Les journaux analysés ont été choisis en fonction de cette concentration démographique des musulmans dans certaines villes du Canada. Ainsi, en plus des deux journaux nationaux de langue anglaise, le Globe and Mail et le National Post, les principaux quotidiens de langue anglaise des six villes nommées plus haut ont été choisis aux fins de l'étude : la Gazette [Montréal], le Toronto Star, l'Ottawa Citizen, le Calgary Herald, l'Edmonton Journal et le Vancouver Sun. La période couverte par l'étude débute à la délivrance des brefs et se termine une semaine après le jour d'élection note 15, et les articles retenus sont tous ceux qui portaient sur l'élection et comportaient le mot « musulman » (suivi ou non de « canadien ») ou « islam » (ou toute variante). Cette recherche a donné 67 articles.

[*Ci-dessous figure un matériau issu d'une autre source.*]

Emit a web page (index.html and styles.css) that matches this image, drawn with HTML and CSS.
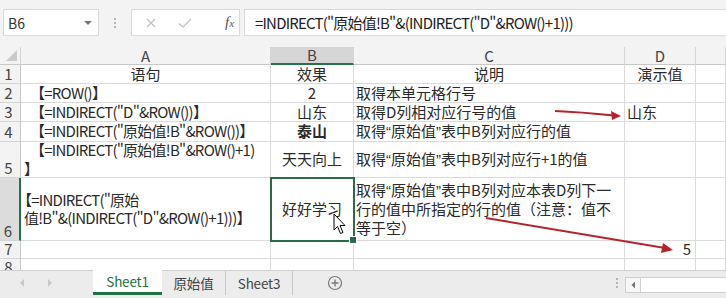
FILE: index.html
```html
<!DOCTYPE html>
<html lang="zh-CN">
<head>
    <meta charset="UTF-8">
    <meta name="viewport" content="width=device-width, initial-scale=1.0">
    <title>INDIRECT</title>

    <link rel="stylesheet" href="styles.css">

</head>

<body>

    <div class="app">

        <div class="toolbar">
            <div class="namebox">
                <span>B6</span>
                <span class="caret"></span>
            </div>
            <div class="grip"><i></i><i></i><i></i></div>
            <div class="fnbox">
                <svg class="ico" width="12" height="12" viewBox="0 0 12 12"><path d="M2 2 L10 10 M10 2 L2 10" stroke="#c4c4c4" stroke-width="1.4" fill="none"/></svg>
                <svg class="ico" width="16" height="12" viewBox="0 0 16 12"><path d="M2 6.5 L6 10 L14 2" stroke="#c4c4c4" stroke-width="1.4" fill="none"/></svg>
                <span class="fx">f<small>x</small></span>
            </div>
            <div class="formula">=INDIRECT("原始值!B"&amp;(INDIRECT("D"&amp;ROW()+1)))</div>
        </div>

        <div class="sheet">
            <!-- column headers -->
            <div class="hd corner"><span class="tri"></span></div>
            <div class="hd">A</div>
            <div class="hd on">B</div>
            <div class="hd">C</div>
            <div class="hd">D</div>
            <div class="hd"></div>

            <!-- row 1 -->
            <div class="rn">1</div>
            <div class="c mid">语句</div>
            <div class="c mid">效果</div>
            <div class="c mid">说明</div>
            <div class="c mid">演示值</div>
            <div class="c"></div>

            <!-- row 2 -->
            <div class="rn">2</div>
            <div class="c a"><span class="t">【=ROW()】</span></div>
            <div class="c mid">2</div>
            <div class="c">取得本单元格行号</div>
            <div class="c"></div>
            <div class="c"></div>

            <!-- row 3 -->
            <div class="rn">3</div>
            <div class="c a"><span class="t">【=INDIRECT("D"&amp;ROW())】</span></div>
            <div class="c mid">山东</div>
            <div class="c">取得D列相对应行号的值</div>
            <div class="c">山东</div>
            <div class="c"></div>

            <!-- row 4 -->
            <div class="rn">4</div>
            <div class="c a"><span class="t">【=INDIRECT("原始值!B"&amp;ROW())】</span></div>
            <div class="c mid bold">泰山</div>
            <div class="c"><span class="t">取得<span class="q">“</span>原始值<span class="q">”</span>表中B列对应行的值</span></div>
            <div class="c"></div>
            <div class="c"></div>

            <!-- row 5 -->
            <div class="rn">5</div>
            <div class="c a"><span class="t">【=INDIRECT("原始值!B"&amp;ROW()+1)<br>】</span></div>
            <div class="c mid">天天向上</div>
            <div class="c"><span class="t">取得<span class="q">“</span>原始值<span class="q">”</span>表中B列对应行+1的值</span></div>
            <div class="c"></div>
            <div class="c"></div>

            <!-- row 6 -->
            <div class="rn on">6</div>
            <div class="c a a6"><span class="t">【=INDIRECT("原始<br>值!B"&amp;(INDIRECT("D"&amp;ROW()+1)))】</span></div>
            <div class="c mid sel">好好学习</div>
            <div class="c"><span class="t">取得<span class="q">“</span>原始值<span class="q">”</span>表中B列对应本表D列下一<br>行的值中所指定的行的值（注意：值不<br>等于空）</span></div>
            <div class="c"></div>
            <div class="c"></div>

            <!-- row 7 -->
            <div class="rn">7</div>
            <div class="c"></div>
            <div class="c"></div>
            <div class="c"></div>
            <div class="c right">5</div>
            <div class="c"></div>

            <!-- row 8 -->
            <div class="rn">8</div>
            <div class="c"></div>
            <div class="c"></div>
            <div class="c"></div>
            <div class="c"></div>
            <div class="c"></div>
        </div>

        <div class="tabs">
            <div class="nav">
                <svg width="8" height="10" viewBox="0 0 8 10"><path d="M6 1 L2 5 L6 9 Z" fill="#c8c8c8"/></svg>
                <svg width="8" height="10" viewBox="0 0 8 10"><path d="M2 1 L6 5 L2 9 Z" fill="#c8c8c8"/></svg>
            </div>
            <div class="tab active">Sheet1</div>
            <div class="tab">原始值</div>
            <div class="tab">Sheet3</div>
            <div class="add">
                <svg width="16" height="16" viewBox="0 0 16 16"><circle cx="8" cy="8" r="6.5" stroke="#7a7a7a" stroke-width="1.2" fill="none"/><path d="M8 4.5 V11.5 M4.5 8 H11.5" stroke="#7a7a7a" stroke-width="1.4"/></svg>
            </div>
            <div class="spacer"></div>
            <div class="grip small"><i></i><i></i><i></i></div>
            <div class="hscroll">
                <div class="sbtn"><svg width="8" height="10" viewBox="0 0 8 10"><path d="M6 1.5 L2.5 5 L6 8.5 Z" fill="#777"/></svg></div>
                <div class="track"></div>
            </div>
        </div>

        <!-- hand drawn annotations -->
        <svg class="marks" width="726" height="298" viewBox="0 0 726 298">
            <path d="M555 111 Q580 112 614 115.5" stroke="#b5242b" stroke-width="2" fill="none"/>
            <path d="M621 116 L611 111 L612 120 Z" fill="#b5242b"/>
            <path d="M486 218 L665 248" stroke="#b5242b" stroke-width="2" fill="none"/>
            <path d="M673 250 L663 243 L661 253 Z" fill="#b5242b"/>
        </svg>

        <svg class="pointer" width="14" height="22" viewBox="0 0 14 22">
            <path d="M1 1 L1 17 L4.5 13.5 L7.5 20.5 L10 19.5 L7 12.5 L12 12.5 Z" fill="#fff" stroke="#000" stroke-width="1" stroke-linejoin="round"/>
        </svg>

    </div>

</body>

</html>
```

FILE: styles.css
```css
*, html {
    box-sizing: border-box;
    margin: 0;
    padding: 0;
}

body {
    width: 726px;
    height: 298px;
    overflow: hidden;
    background: #fff;
    font-family: "Noto Sans CJK SC", sans-serif;
    font-size: 15px;
    color: #2a2a2a;
}

.app {
    position: relative;
    width: 726px;
    height: 298px;
    display: flex;
    flex-direction: column;
}

/* formula bar */
.toolbar {
    height: 47px;
    flex: none;
    display: flex;
    align-items: flex-start;
    padding-top: 9px;
    background: #f3f3f3;
}

.namebox {
    margin-left: 3px;
    width: 96px;
    height: 27px;
    background: #fff;
    border: 1px solid #d9d9d9;
    display: flex;
    align-items: center;
    justify-content: space-between;
    padding: 0 6px 0 4px;
    font-size: 14px;
    color: #333;
}

.caret {
    width: 0;
    height: 0;
    border-left: 4px solid transparent;
    border-right: 4px solid transparent;
    border-top: 4px solid #777;
}

.grip {
    width: 32px;
    height: 27px;
    display: flex;
    flex-direction: column;
    align-items: center;
    justify-content: center;
    gap: 2px;
}

.grip i {
    display: block;
    width: 2px;
    height: 2px;
    background: #b5b5b5;
}

.fnbox {
    width: 109px;
    height: 27px;
    background: #fff;
    border: 1px solid #d9d9d9;
    display: flex;
    align-items: center;
    padding-left: 13px;
    gap: 20px;
}

.fx {
    margin-left: 12px;
    font-family: "Liberation Serif", serif;
    font-style: italic;
    font-size: 15px;
    color: #555;
}

.fx small {
    font-size: 11px;
}

.formula {
    margin-left: 4px;
    flex: 1;
    height: 27px;
    background: #fff;
    border: 1px solid #d9d9d9;
    border-right: none;
    padding-left: 10px;
    line-height: 25px;
    letter-spacing: -0.8px;
    color: #222;
    white-space: nowrap;
}

/* grid */
.sheet {
    flex: 1;
    overflow: hidden;
    display: grid;
    grid-template-columns: 21px 250px 83px 271px 71px 30px;
    grid-template-rows: 18px 19px 19px 19px 20px 36px 63px 18px 18px;
    align-content: start;
}

.hd {
    background: #f3f3f3;
    border-right: 1px solid #d4d4d4;
    border-bottom: 1px solid #c8c8c8;
    display: flex;
    align-items: center;
    justify-content: center;
    line-height: 16px;
    color: #444;
}

.hd.on {
    background: #d6d6d6;
    border-bottom: 2px solid #217346;
}

.corner {
    position: relative;
    background: #f3f3f3;
}

.tri {
    position: absolute;
    right: 3px;
    bottom: 3px;
    width: 0;
    height: 0;
    border-left: 11px solid transparent;
    border-bottom: 11px solid #c9c9c9;
}

.rn {
    background: #f3f3f3;
    border-right: 1px solid #c8c8c8;
    border-bottom: 1px solid #d4d4d4;
    display: flex;
    align-items: flex-end;
    justify-content: center;
    padding-right: 3px;
    line-height: 18px;
    color: #444;
}

.rn.on {
    background: #dcdcdc;
    border-right: 2px solid #217346;
}

.c {
    border-right: 1px solid #dadada;
    border-bottom: 1px solid #dadada;
    display: flex;
    align-items: center;
    padding-left: 2px;
    white-space: nowrap;
    line-height: 18.5px;
}

.t {
    display: block;
}

.a {
    padding-left: 3px;
    letter-spacing: -0.75px;
}

.a .t {
    text-indent: 6px;
}

.a6 .t {
    text-indent: -7px;
}

.mid {
    justify-content: center;
    padding-left: 0;
}

.right {
    justify-content: flex-end;
    padding-right: 4px;
}

.bold {
    font-weight: bold;
}

.q {
    font-family: "Liberation Sans", sans-serif;
}

.sel {
    position: relative;
    z-index: 1;
    outline: 2px solid #2c6a4c;
    outline-offset: -1px;
}

.sel::after {
    content: "";
    position: absolute;
    right: -4px;
    bottom: -4px;
    width: 6px;
    height: 6px;
    background: #2c6a4c;
    border: 1px solid #fff;
}

/* sheet tabs */
.tabs {
    height: 28px;
    flex: none;
    display: flex;
    align-items: flex-start;
    background: #ececec;
    border-top: 1px solid #d0d0d0;
    font-size: 13.5px;
}

.nav {
    width: 93px;
    height: 24px;
    display: flex;
    align-items: center;
    padding-left: 18px;
    gap: 20px;
}

.tab {
    height: 24px;
    display: flex;
    align-items: center;
    justify-content: center;
    color: #444;
    border-right: 1px solid #c8c8c8;
    letter-spacing: -0.2px;
    line-height: 18px;
}

.tab:nth-child(3) {
    width: 64px;
}

.tab:nth-child(4) {
    width: 67px;
}

.tab.active {
    width: 69px;
    background: #fff;
    color: #217346;
    border-right: none;
    border-bottom: 3px solid #217346;
    height: 25px;
    margin-top: -1px;
}

.add {
    margin-left: 34px;
    height: 24px;
    display: flex;
    align-items: center;
}

.spacer {
    flex: 1;
}

.grip.small {
    width: 16px;
    height: 24px;
}

.hscroll {
    width: 101px;
    height: 16px;
    margin-top: 6px;
    display: flex;
    border: 1px solid #cfcfcf;
    border-right: none;
    background: #fff;
}

.sbtn {
    width: 15px;
    display: flex;
    align-items: center;
    justify-content: center;
    border-right: 1px solid #cfcfcf;
    background: #f7f7f7;
}

.track {
    flex: 1;
}

/* annotations */
.marks {
    position: absolute;
    left: 0;
    top: 0;
    pointer-events: none;
}

.pointer {
    position: absolute;
    left: 333px;
    top: 213px;
    z-index: 3;
}
```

Un instrument de codage précis a été utilisé pour décrire systématiquement le contenu et l'emplacement (dans le journal) de chaque article. Les caractéristiques « démographiques » de chaque article ont donc été répertoriées : titre du journal, date de publication, emplacement dans le journal, catégorie d'article (nouvelle, chronique, éditorial) et sujet principal. On a également codé chaque article selon la partie où se trouvaient les mots « musulmans » ou « islam » – dans le titre, dans le premier paragraphe, etc. –, et selon la place occupée par le thème de l'islam dans le corps du texte (centrale, importante, ou indirecte). Par l'application au codage des techniques d'analyse critique du discours note 16, on a pu juger de quelle façon les musulmans étaient dépeints : groupe homogène ou religieux, ou d'orientation conservatrice ou extrémiste. Enfin, nous avons évalué dans quelle mesure les articles véhiculaient un message d'inclusion, c'est-à-dire utilisaient des termes comme « Canadiens », « citoyens canadiens » ou « électeurs fédéraux » pour désigner les musulmans canadiens.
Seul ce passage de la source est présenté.